Bobo woke up on the couch and shouted, “Aw, be quiet, will you? Damn, I was sleeping!”
Loretta underwent a psychological transformation at the sound of her boyfriend’s voice. The color in her eyes changed from intimate green to faraway gray. Her stance went from languid and tropical to wintery. This was the first time I’d seen her without lipstick; her mouth was pink and thin, puckered like a scar. Eichmann sat up in his sleeping bag, looking owlish. “You guys doing something behind my back?”
Loretta exhaled a jet of smoke and replied wearily, “You wish.”
&
nbsp; 15
The investigation into Flaherty and the Folsom Street shooting was turned over to the police department’s Internal Affairs Division. An investigator from the division’s Management Control Unit was assigned to review Flaherty’s case. This wasn’t the first time the narc had been charged with using excessive force. The police department’s public relations staff reported he’d been involved in two prior cases. The local newspapers said it was three incidents.
Questions were being asked. Since the victim had acted strange, why didn’t Flaherty call in a Code 3 and have a medical evaluation made of the man at General Hospital? Flaherty insisted on saying the suspect was dangerous; that’s why he used his OC spray to subdue him.
Flaherty was improvising with the fluidity of a jazz saxophonist taking a solo. Since he’d already perjured himself, he kept going. If you take one step over the line that divides right from wrong, you might as well take another hundred steps, and so Flaherty did that.
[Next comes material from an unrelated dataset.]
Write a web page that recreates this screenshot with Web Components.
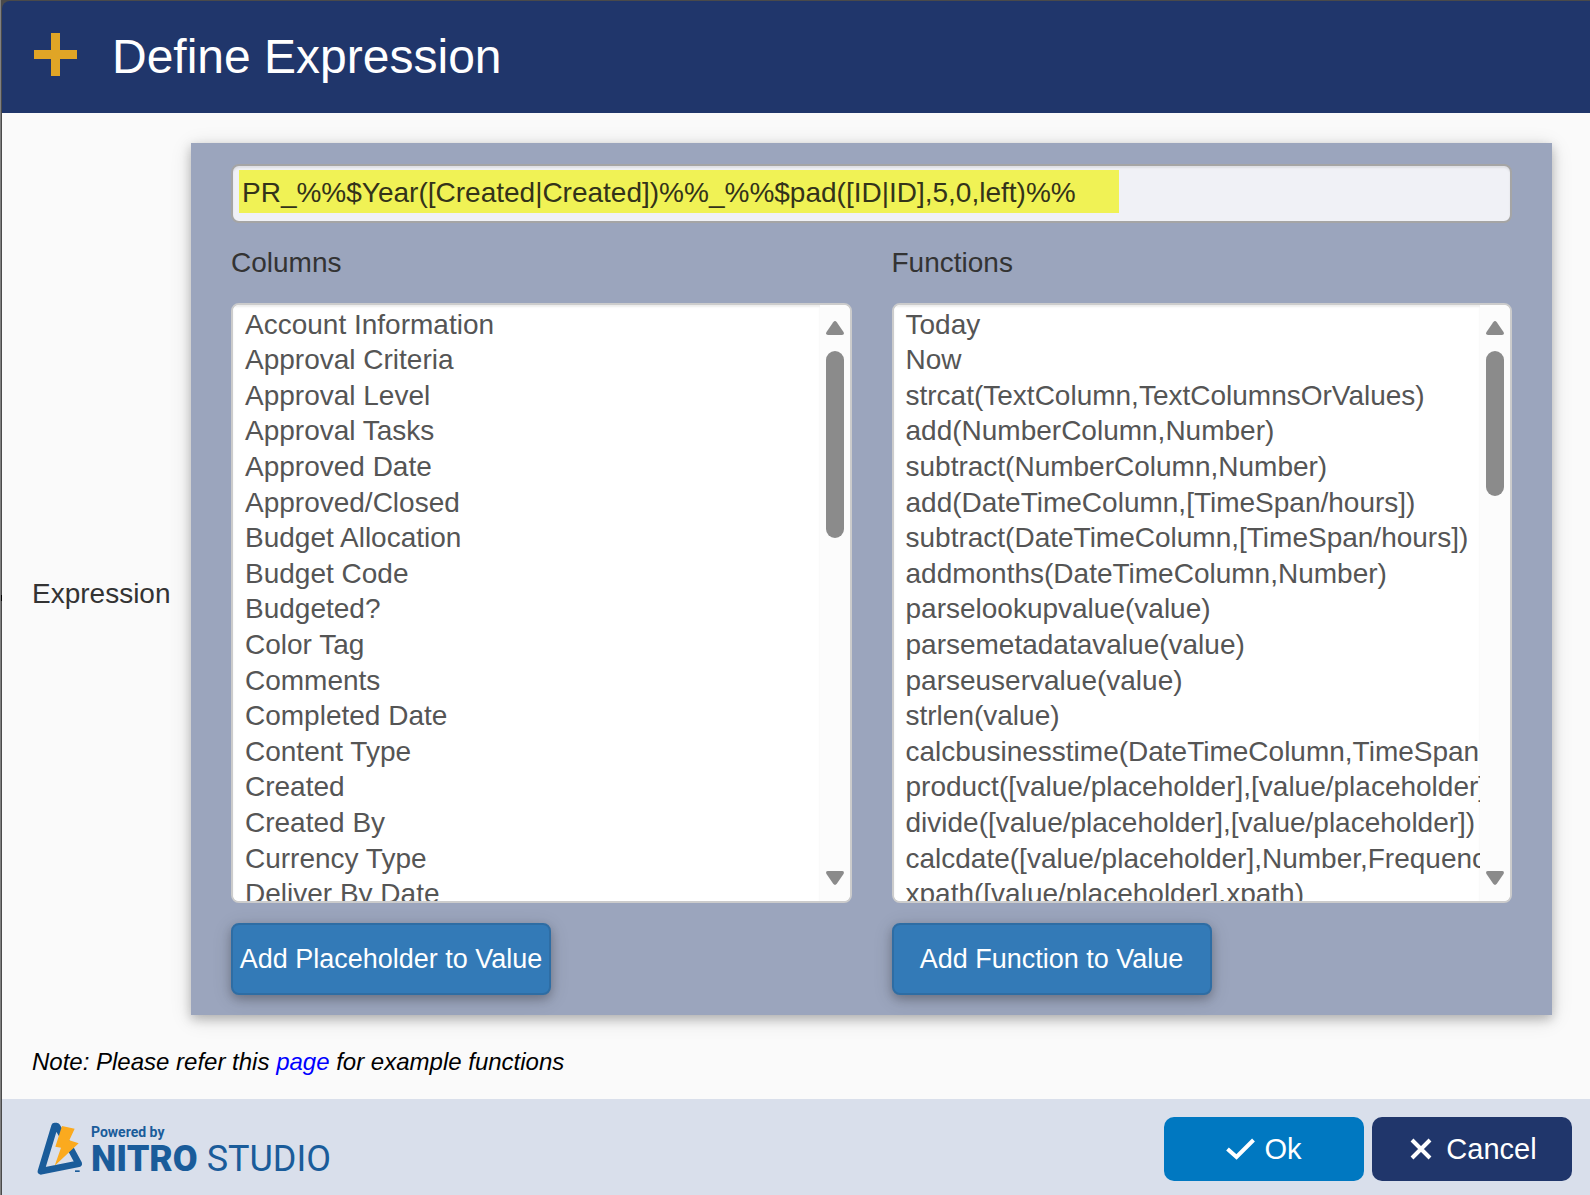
<!DOCTYPE html>
<html lang="en">
<head>
<meta charset="utf-8">
<title>Define Expression</title>
<style>
  html, body { height: 100%; margin: 0; }
  body { box-sizing: border-box; border-left: 1px solid #808080; background: #4a4a4a; font-family: "Liberation Sans", Arial, sans-serif; font-size: 28px; color: #333; }
</style>
</head>
<body>
<expression-dialog></expression-dialog>

<script>
const define = (name, html, setup) => {
  customElements.define(name, class extends HTMLElement {
    constructor() {
      super();
      this.attachShadow({ mode: "open" }).innerHTML = html;
    }
    connectedCallback() {
      if (setup && !this.ready) { this.ready = true; setup(this, this.shadowRoot); }
    }
  });
};

define("dialog-header", `
<style>
  :host { display: flex; align-items: center; gap: 35px; height: 112px; padding: 0 32px; background: #20366b; color: #fff; border-top-left-radius: 8px; box-sizing: border-box; }
  svg { width: 43px; height: 43px; margin-bottom: 6px; }
  h1 { margin: 0; font-size: 48px; line-height: 56px; font-weight: 400; }
</style>
<svg viewBox="0 0 43 43" aria-hidden="true"><path d="M17 0h9v17h17v9H26v17h-9V26H0v-9h17z" fill="#e0a526"/></svg>
<h1><slot></slot></h1>`);

define("item-list", `
<style>
  :host { display: flex; flex-direction: column; flex: 1 1 0; min-width: 0; align-items: flex-start; }
  label { line-height: 32px; margin-bottom: 24px; }
  .box { display: flex; align-self: stretch; height: 600px; box-sizing: border-box; border: 2px solid #ccc; border-radius: 8px; background: #fff; overflow: hidden; }
  select { flex: 1; min-width: 0; height: 100%; margin: 0; padding: 4px 0 0 12px; border: 0; outline: 0; overflow: hidden; background: #fff; color: #555; font: inherit; box-shadow: inset 0 2px 2px rgba(0,0,0,.075); border-radius: 0; box-sizing: border-box; scrollbar-width: none; }
  option { padding: 0 0 4px; min-height: 0; white-space: nowrap; }
  option:nth-child(5n+1), option:nth-child(5n+3) { padding-bottom: 3px; }
  .bar { flex: none; width: 30px; display: flex; flex-direction: column; align-items: center; padding: 16px 0; box-sizing: border-box; background: #fcfcfc; }
  .bar svg { width: 18px; height: 14px; fill: #8b8b8b; }
  .track { flex: 1; padding: 16px 0; }
  .thumb { width: 18px; height: var(--thumb); border-radius: 9px; background: #8b8b8b; }
  button { width: 320px; height: 72px; margin-top: 20px; padding: 0; font: inherit; font-size: 27px; color: #fff; background: #337ab7; border: 2px solid #2e6da4; border-radius: 8px; box-shadow: 0 4px 10px rgba(0,0,0,.22), 0 4px 20px rgba(0,0,0,.14); white-space: nowrap; }
</style>
<label for="list"></label>
<div class="box">
  <select id="list" size="17"></select>
  <div class="bar" aria-hidden="true">
    <svg viewBox="0 0 18 14"><path d="M7.2 1.2Q9-1 10.8 1.2L17.5 11Q18.800 14 16 14H2Q-.8 14 .5 11z"/></svg>
    <div class="track"><div class="thumb"></div></div>
    <svg viewBox="0 0 18 14"><path d="M7.2 12.800Q9 15 10.8 12.800L17.500 3Q18.800 0 16 0H2Q-.8 0 .5 3z"/></svg>
  </div>
</div>
<button type="button"></button>`, (host, root) => {
  root.querySelector("label").textContent = host.getAttribute("label");
  root.querySelector("button").textContent = host.getAttribute("action");
  root.querySelector("select").append(...host.querySelectorAll("option"));
});

define("expression-editor", `
<style>
  :host { display: block; flex: 1; min-width: 0; box-sizing: border-box; padding: 21px 40px 20px; background: #9ba5bd; box-shadow: 0 4px 10px rgba(0,0,0,.22), 0 4px 20px rgba(0,0,0,.14); }
  input { display: block; width: 100%; height: 59px; box-sizing: border-box; margin: 0 0 24px; padding: 0 9px 1px; border: 2px solid #a5a5a5; border-radius: 8px; outline: 0; font: inherit; color: #33331a;
    background: linear-gradient(#f0f255, #f0f255) 6px 4px / 880px 43px no-repeat padding-box, #f0f1f6; box-shadow: inset 0 2px 2px rgba(0,0,0,.075); }
  .lists { display: flex; gap: 40px; }
</style>
<input type="text" aria-label="Expression" value="PR_%%$Year([Created|Created])%%_%%$pad([ID|ID],5,0,left)%%">
<div class="lists"><slot></slot></div>`);

define("nitro-logo", `
<style>
  :host { display: flex; align-items: flex-start; gap: 6px; color: #1a5c9a; font-family: Roboto, sans-serif; }
  svg { width: 50px; height: 56px; }
  .text { display: flex; flex-direction: column; padding-top: 4px; }
  .by { font-size: 14px; line-height: 16px; font-weight: 700; }
  .name { font-size: 36px; line-height: 38px; font-weight: 400; white-space: pre; }
  b { font-weight: 900; }
</style>
<svg viewBox="105 90 150 168" aria-hidden="true">
  <path d="M164 108L123 244L236 221L214 180L170 108z" fill="none" stroke="#1a5c9a" stroke-width="20" stroke-linejoin="round"/>
  <path d="M186 108L224 116L208 151L236 160L164 227L183 173L166 170z" fill="#fbaa1e"/>
  <path d="M225 241h14v5h-14z" fill="#1a5c9a"/>
</svg>
<div class="text"><span class="by">Powered by</span><span class="name"><b>NITRO</b> STUDIO</span></div>`);

define("dialog-button", `
<style>
  :host { display: block; }
  button { display: flex; align-items: center; justify-content: center; gap: 9px; width: 200px; height: 64px; padding: 0; border: 0; border-radius: 10px; color: #fff; background: var(--fill); font: inherit; font-size: 29px; }
</style>
<button type="button"><slot name="icon"></slot><slot></slot></button>`);

define("expression-dialog", `
<style>
  :host { display: flex; flex-direction: column; position: relative; min-height: 100%; box-sizing: border-box; border: solid #4a4a4a; border-width: 1px 0 0 1px; }
  :host::before { content: ""; position: absolute; left: -2px; top: 50%; width: 1px; height: 4px; border: 1px solid #000; border-left: 0; background: #fff; transform: translateY(-50%); }
  main { flex: 1; background: #fafafa; padding: 30px 38px 0 30px; }
  .row { display: flex; align-items: center; gap: 20px; }
  .row > span { width: 139px; padding-top: 30px; }
  p { margin: 33px 0 0; font-size: 24px; line-height: 28px; font-style: italic; color: #000; }
  a { color: #00f; text-decoration: none; }
  footer { display: flex; justify-content: space-between; align-items: flex-start; padding: 18px 18px 14px 33px; background: #d9dfeb; }
  .actions { display: flex; gap: 8px; }
  nitro-logo { padding-top: 3px; }
  .ok { --fill: #0078c1; }
  .cancel { --fill: #20366b; }
</style>
<dialog-header>Define Expression</dialog-header>
<main>
  <div class="row">
    <span>Expression</span>
    <expression-editor>
      <item-list label="Columns" action="Add Placeholder to Value" style="--thumb: 187px">
        <option>Account Information</option><option>Approval Criteria</option><option>Approval Level</option><option>Approval Tasks</option><option>Approved Date</option><option>Approved/Closed</option><option>Budget Allocation</option><option>Budget Code</option><option>Budgeted?</option><option>Color Tag</option><option>Comments</option><option>Completed Date</option><option>Content Type</option><option>Created</option><option>Created By</option><option>Currency Type</option><option>Deliver By Date</option>
      </item-list>
      <item-list label="Functions" action="Add Function to Value" style="--thumb: 145px">
        <option>Today</option><option>Now</option><option>strcat(TextColumn,TextColumnsOrValues)</option><option>add(NumberColumn,Number)</option><option>subtract(NumberColumn,Number)</option><option>add(DateTimeColumn,[TimeSpan/hours])</option><option>subtract(DateTimeColumn,[TimeSpan/hours])</option><option>addmonths(DateTimeColumn,Number)</option><option>parselookupvalue(value)</option><option>parsemetadatavalue(value)</option><option>parseuservalue(value)</option><option>strlen(value)</option><option>calcbusinesstime(DateTimeColumn,TimeSpan</option><option>product([value/placeholder],[value/placeholder])</option><option>divide([value/placeholder],[value/placeholder])</option><option>calcdate([value/placeholder],Number,Frequency)</option><option>xpath([value/placeholder],xpath)</option>
      </item-list>
    </expression-editor>
  </div>
  <p>Note: Please refer this <a href="#">page</a> for example functions</p>
</main>
<footer>
  <nitro-logo></nitro-logo>
  <div class="actions">
    <dialog-button class="ok"><svg slot="icon" width="29" height="22" viewBox="0 0 29 22" aria-hidden="true"><path d="M1.500 11L10.500 19L27.500 2" fill="none" stroke="#fff" stroke-width="4"/></svg>Ok</dialog-button>
    <dialog-button class="cancel"><svg slot="icon" width="30" height="22" viewBox="-3 0 30 22" aria-hidden="true"><path d="M2 2L20 20M20 2L2 20" fill="none" stroke="#fff" stroke-width="4"/></svg>Cancel</dialog-button>
  </div>
</footer>`);
</script>
</body>
</html>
When I read his statement in the paper, I came up with a riddle: The truth was not the same as reality. When Flaherty’s lawyer, on loan from the Police Officers’ Association, told the press the victim had been smoking cocaine, I laughed. In reality, the Mexican had been scared, forlorn. In truth, Flaherty had hounded him.
Flaherty claimed he’d interviewed all the residents on Cesar Chavez Boulevard and Folsom Street, but nobody had anything to add to the investigation. I wondered how much of what he was saying had been orchestrated by his lawyer. Flaherty was claiming there were no witnesses to the shooting.